What other measures to achieve sustainable development could Namibia expect from your company?
Currently, we run several corporate social responsibility initiatives and programs. They are designed in collaboration with local communities, non-governmental organizations, government agencies, and other stakeholders.
When implementing these programs, we focus on the specific needs of the local population in the regions where Uranium One operates. Typically, the company seeks to encourage and support community development initiatives to improve local education and health care. These are, for example, recruitment and training programs to ensure the maximum level of employment and improve the skills of local residents. We also welcome initiatives aimed at developing local business and entrepreneurship, ensuring the availability and quality of local suppliers of services and materials. We also implement initiatives to repair local roads, to equip and improve schools and health facilities, and conservation initiatives to protect, strengthen and preserve local ecosystems, the environment, and wildlife resources.
What kind of environmental initiatives in Namibia is Uranium One able to offer in case its uranium mining project is approved by the government? Is it possible for Namibia, say, to reproduce Rosatom previous expertise in the fighting against poachers in Tanzania and South Africa?
The uranium mining project in Namibia is among the most promising for Uranium One. Therefore, it is especially important for us that its implementation should take into account the needs and expectations of all stakeholders, primarily the local population. In so doing, we carry out the procedures established by the legislation of Namibia for interaction with all stakeholders and also strive to use the positive experience gained in other projects.
Rosatom and Uranium One as its subsidiary have already launched several successful programs for environment protection in Africa. For instance, Mkuju River project in Tanzania, which is being implemented by Mantra Tanzania Ltd., a subsidiary of Uranium One, is demonstrative in terms of interaction with local communities, as well as preserving the ecological balance of the territories of our presence.
Starting from the preliminary stage of work, Mantra Tanzania successfully performs a number of significant social and infrastructural tasks, including road construction and water supply, donation of specialized equipment for schools and hospitals, inclusive initiatives for schoolchildren and farmers with disabilities, programs to support local suppliers and provide employment to the population, etc. The launch of a massive anti-poaching program with the Tanzanian government has contributed to a 70% reduction in illegal hunting in the region since 2013.
The more recent example is the international innovative project Rhisotope, aimed at combating the extermination of rhinos. To do this, mildly radioactive isotopic marks are inserted into the horns of rhinos. This is expected to help reduce demand for horns as well as increase the likelihood of detecting contraband. Experts are confident that with more than 10,000 radiation detection devices installed at various border crossing points, transporting the horn will no longer be attractive and lucrative for poachers.

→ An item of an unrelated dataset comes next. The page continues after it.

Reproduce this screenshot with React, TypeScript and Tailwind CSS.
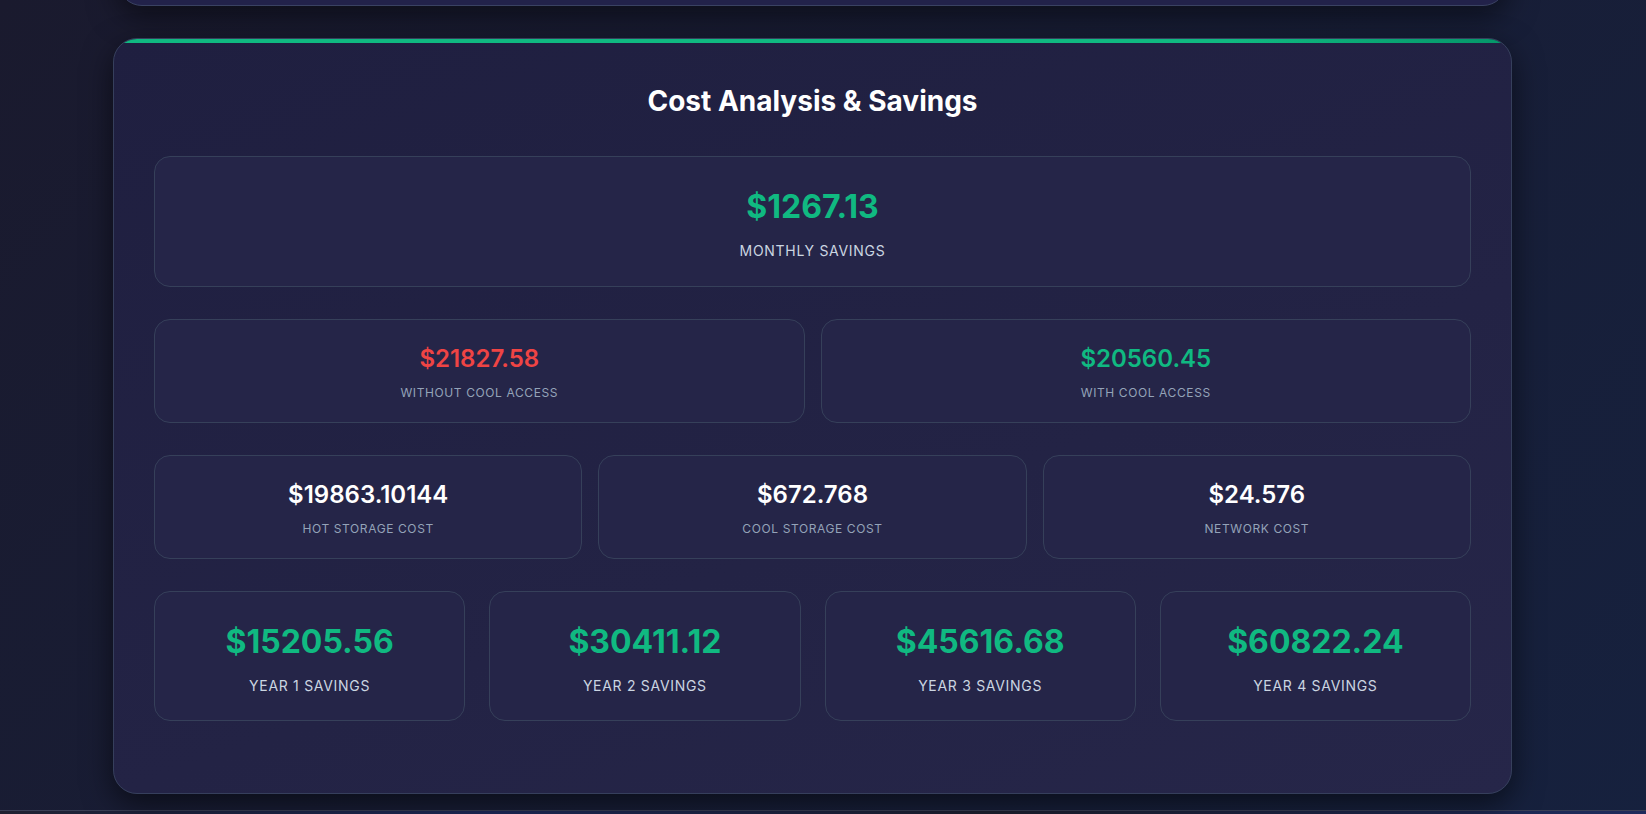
import React from "react";

type Item = { value: string; label: string };

const mid: Item[] = [
  { value: "$19863.10144", label: "Hot Storage Cost" },
  { value: "$672.768", label: "Cool Storage Cost" },
  { value: "$24.576", label: "Network Cost" },
];

const years: Item[] = [
  { value: "$15205.56", label: "Year 1 Savings" },
  { value: "$30411.12", label: "Year 2 Savings" },
  { value: "$45616.68", label: "Year 3 Savings" },
  { value: "$60822.24", label: "Year 4 Savings" },
];

function BigCard({ value, label }: Item) {
  return (
    <div className="rounded-2xl border border-[#36405a] bg-[#252548] p-6 text-center">
      <div className="mb-[7px] text-[32px] font-bold leading-[52px] text-[#10b981]">{value}</div>
      <div className="text-[14px] leading-[21px] uppercase tracking-[0.7px] text-[#cbd5e1]">{label}</div>
    </div>
  );
}

function SmallCard({ value, label, color }: Item & { color: string }) {
  return (
    <div className="rounded-2xl border border-[#36405a] bg-[#252548] p-5 text-center">
      <div className={`mb-[6px] text-[24px] font-semibold leading-[38px] ${color}`}>{value}</div>
      <div className="text-[12px] leading-[18px] uppercase tracking-[0.6px] text-[#94a3b8]">{label}</div>
    </div>
  );
}

export default function App() {
  return (
    <div
      className="min-h-screen overflow-hidden bg-[linear-gradient(135deg,#1a1a2e_0%,#16213e_100%)] text-white"
      style={{ fontFamily: "Inter, 'Noto Sans', sans-serif" }}
    >
      <div className="ml-[113px] w-[1399px]">
        {/* previous section, scrolled mostly out of view */}
        <div className="mx-[5px] -mt-[194px] h-[200px] rounded-3xl border border-[#3a4262] bg-[#22224a] shadow-[0_10px_30px_rgba(0,0,0,0.5)]" />

        <div className="relative mt-8 overflow-hidden rounded-3xl border border-[#363f5c] bg-[linear-gradient(160deg,#1f1f40_0%,#232345_60%,#262649_100%)] p-10 shadow-[0_10px_30px_rgba(0,0,0,0.55)]">
          <div className="absolute left-0 right-0 top-0 h-1 bg-[linear-gradient(90deg,#10b981,#10b981_80%,#059669)]" />
          <h2 className="mb-[33px] text-center text-[28px] font-bold leading-[44px] text-white">
            Cost Analysis &amp; Savings
          </h2>

          <div className="mb-8">
            <div className="rounded-2xl border border-[#36405a] bg-[#252548] px-6 pt-6 pb-[25px] text-center">
              <div className="mb-[7px] text-[32px] font-bold leading-[52px] text-[#10b981]">$1267.13</div>
              <div className="text-[14px] leading-[21px] uppercase tracking-[0.7px] text-[#cbd5e1]">Monthly Savings</div>
            </div>
          </div>

          <div className="mb-8 grid grid-cols-2 gap-4">
            <SmallCard value="$21827.58" label="Without Cool Access" color="text-[#ef4444]" />
            <SmallCard value="$20560.45" label="With Cool Access" color="text-[#10b981]" />
          </div>

          <div className="mb-8 grid grid-cols-3 gap-4">
            {mid.map((m) => (
              <SmallCard key={m.label} value={m.value} label={m.label} color="text-white" />
            ))}
          </div>

          <div className="mb-8 grid grid-cols-4 gap-6">
            {years.map((y) => (
              <BigCard key={y.label} value={y.value} label={y.label} />
            ))}
          </div>
        </div>
      </div>

      <div className="mt-4 h-[40px] border-t border-[#3a3f55] bg-[linear-gradient(90deg,#1e2030_0%,#1e2a5c_30%,#1e2030_60%,#1e2a5c_100%)]" />
    </div>
  );
}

We are carefully studying the flora and fauna around a potential uranium field in Namibia and, I hope, will be able to apply our experience in this country as well. We are concerned with the negative climate change leading to the increasing desertification of Namibia and the reduction of its energy and agricultural potential. In tight interaction with the local communities, our sustainable solutions can be used to mitigate the effects of global warming in Namibia.